The shadowy network had close ties with US President Richard Nixon’s foreign policy Svengali Henry Kissinger, who offered advice, and even discussed whether it was a good idea for the conservatives to usurp the government.

Political scientist Stefanie Waske spent seven years researching letters from politicians from the Christian Democratic Union and its Bavarian sister party the Christian Social Union – many of which concerned what they described as the "little service" – and will publish her full findings in a book early next year.

Some of those involved are still alive – but Kissinger for example, and the CDU/CSU, have refused to comment on the revelations, or even confirm what they did, Waske says.

It was the 1969 West German election which prompted the conservatives to set up their own secret service. They were kicked out of power for the first time since the establishment of the Federal Republic – and saw former allies the Free Democrats join Brandt’s centre-left Social Democrats to form a government.

Fear of Ostpolitik

The conservatives were fearful and mistrustful of his policy of talking with the Soviets and sending his secretary of state Egon Bahr to negotiate a treaty to swap West German recognition of post-war borders for a promise to not use violence against each other.

Conservative MP Karl Theodor Freiherr zu Guttenberg, (grandfather of the disgraced former defence minister) held a meeting in autumn 1969, not long after the election, with former chancellor Kurt Georg Kiesinger, Hans Globke who had served as chief of staff to Konrad Adenauer, and the CSU chairman Franz Josef Strauß.

They decided to form an "information service for the opposition," a later note recorded, according to Waske's work, which was explained in detail by the latest edition of weekly newspaper Die Zeit.

Being fresh out of office and extremely well-connected, they were able to call upon real spies to set it up for them, and contacted the former head of the foreign intelligence agency the BND for help. He offered up the BND's own network of informants across the globe which he had established, including agents in the US, France, Austria, Italy, the Vatican, Arabic countries, Romania, the USSR and even at the United Nations.

Familiar names and aristocrats

The man they chose to head this new network was a BND staffer, Hans Christoph von Stauffenberg, cousin of Klaus, who had been killed after trying to assassinate Hitler.

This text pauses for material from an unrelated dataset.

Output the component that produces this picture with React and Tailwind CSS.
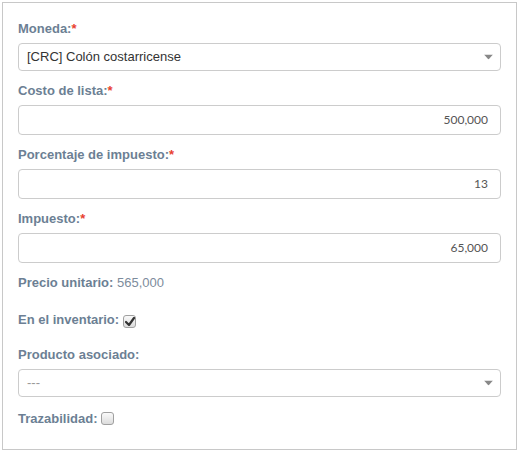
import React from "react";

const labelCls = "block text-[13px] leading-[18px] font-bold text-[#6c7f94] mb-[5px]";
const font = { fontFamily: '"Liberation Sans", Arial, sans-serif' };

function Star() {
  return <span className="text-[#e8412f] font-bold">*</span>;
}

function Caret() {
  return (
    <svg width="9" height="5" viewBox="0 0 9 5" className="absolute right-[7px] top-1/2 -translate-y-1/2">
      <path d="M0 0 L9 0 L4.5 5 Z" fill="#888" />
    </svg>
  );
}

function Select({ children, placeholder }) {
  return (
    <div className="relative h-[28px] border border-[#cccccc] rounded-[4px] bg-white flex items-center pl-[8px]">
      <span className={placeholder ? "text-[13px] text-[#999]" : "text-[13px] text-[#333]"}>{children}</span>
      <Caret />
    </div>
  );
}

function NumInput({ value }) {
  return (
    <div className="h-[30px] border border-[#cccccc] rounded-[4px] bg-white flex items-center justify-end pr-[12px]">
      <span className="text-[12px] text-[#555]" style={{ fontFamily: 'Lato, sans-serif' }}>{value}</span>
    </div>
  );
}

function Check({ checked }) {
  return (
    <span className="inline-flex items-center justify-center w-[13px] h-[13px] border border-[#a0a0a0] rounded-[3px] bg-gradient-to-b from-[#fafafa] to-[#dcdcdc] align-[-2px] ml-[4px]">
      {checked && (
        <svg width="10" height="9" viewBox="0 0 10 9">
          <path d="M1 5 L4 8 L9 1" stroke="#333" strokeWidth="2.2" fill="none" strokeLinecap="round" strokeLinejoin="round" />
        </svg>
      )}
    </span>
  );
}

export default function App() {
  return (
    <div className="p-[2px] bg-white" style={font}>
      <div className="w-[515px] h-[448px] border border-[#c8c8c8] bg-white px-[15px] pt-[17px]">
        <div className="mb-[11px]">
          <label className={labelCls}>Moneda:<Star /></label>
          <Select>[CRC] Colón costarricense</Select>
        </div>
        <div className="mb-[11px]">
          <label className={labelCls}>Costo de lista:<Star /></label>
          <NumInput value="500,000" />
        </div>
        <div className="mb-[11px]">
          <label className={labelCls}>Porcentaje de impuesto:<Star /></label>
          <NumInput value="13" />
        </div>
        <div className="mb-[11px]">
          <label className={labelCls}>Impuesto:<Star /></label>
          <NumInput value="65,000" />
        </div>
        <div className="mb-[19px] text-[13px] leading-[18px]">
          <span className="font-bold text-[#6c7f94]">Precio unitario:</span>
          <span className="text-[#7d8c9c]"> 565,000</span>
        </div>
        <div className="mb-[17px] text-[13px] leading-[18px]">
          <span className="font-bold text-[#6c7f94]">En el inventario:</span>
          <Check checked />
        </div>
        <div className="mb-[13px]">
          <label className={labelCls + " !mb-[5px]"}>Producto asociado:</label>
          <Select placeholder>---</Select>
        </div>
        <div className="text-[13px] leading-[18px]">
          <span className="font-bold text-[#6c7f94]">Trazabilidad:</span>
          <Check />
        </div>
      </div>
    </div>
  );
}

Others who were brought into the scheme included Casimir Prince of Sayn-Wittgenstein, who would later play a leading role in and only narrowly miss imprisonment for the CDU's party donation scandal. Suitably enough, he was in charge or raising hundreds of thousands of Deutsche marks to fund the spy service and he did so by tapping up his friends in industry.

One of the strongest links this service had was with Henry Kissinger, National Security Advisor under US President Richard Nixon, and later his Secretary of State. Ahead of the 1970 German-Soviet agreement, he and Brandt’s negotiator Bahr had agreed to open a back channel of informal information so the Americans could keep tabs on what the Soviets were saying.

But, Waske says, Kissinger was not confident Bahr was being candid, and it seems his office was feeding the information to the German conservatives. The Treaty of Moscow was signed, possibly confirming the fears of the CDU/CSU leaders that Brandt was doing business with the Soviets.

Stauffenberg went about his work, collecting information from sources around the world, including Brussels, London and Paris – as well as Romania and Yugoslavia, Taiwan and Cuba, and of course, the United States.

Meanwhile the position of treasurer was taken over by Alfred Seidl, formerly a Nazi party member out of conviction who not only acted as Rudolf Heß’s defence lawyer but also spend years fighting for him to be freed.

Advice from Kissinger

By the end of 1970, Kissinger was offering the conservatives’ spies advice on how to deal with the Social Democratic government. One agent who visited him quoted him saying, “It might be possible to overthrow the current government, but it remains to be seen whether this would involve risks which could put a CDU/CSU government in great difficulties.”

And he suggested the conservative opposition use delaying tactics to slow the ratification of the Treaty of Moscow in order to shift responsibility for its adoption firmly onto the government, rather than sharing it.

In 1971 when Brandt was talking about the administration of Berlin with Leonid Brezhnev in Yalta, Stauffenberg’s informants were delivering secret information to the conservatives – who were discussing it with Kissinger.

A year later Guttenberg died, leaving the service in the hands of Stauffenberg, who continued to operate his global network of informants for a decade.

The political secret service only began to come to light in 1982 when journalists from the left-wing magazine Konkret started to publish information about it from one of the top operators. The Bavarian state parliament started to investigate the suspicious use of nearly DM100,000 of Interior Ministry money – it was funnelled into the service.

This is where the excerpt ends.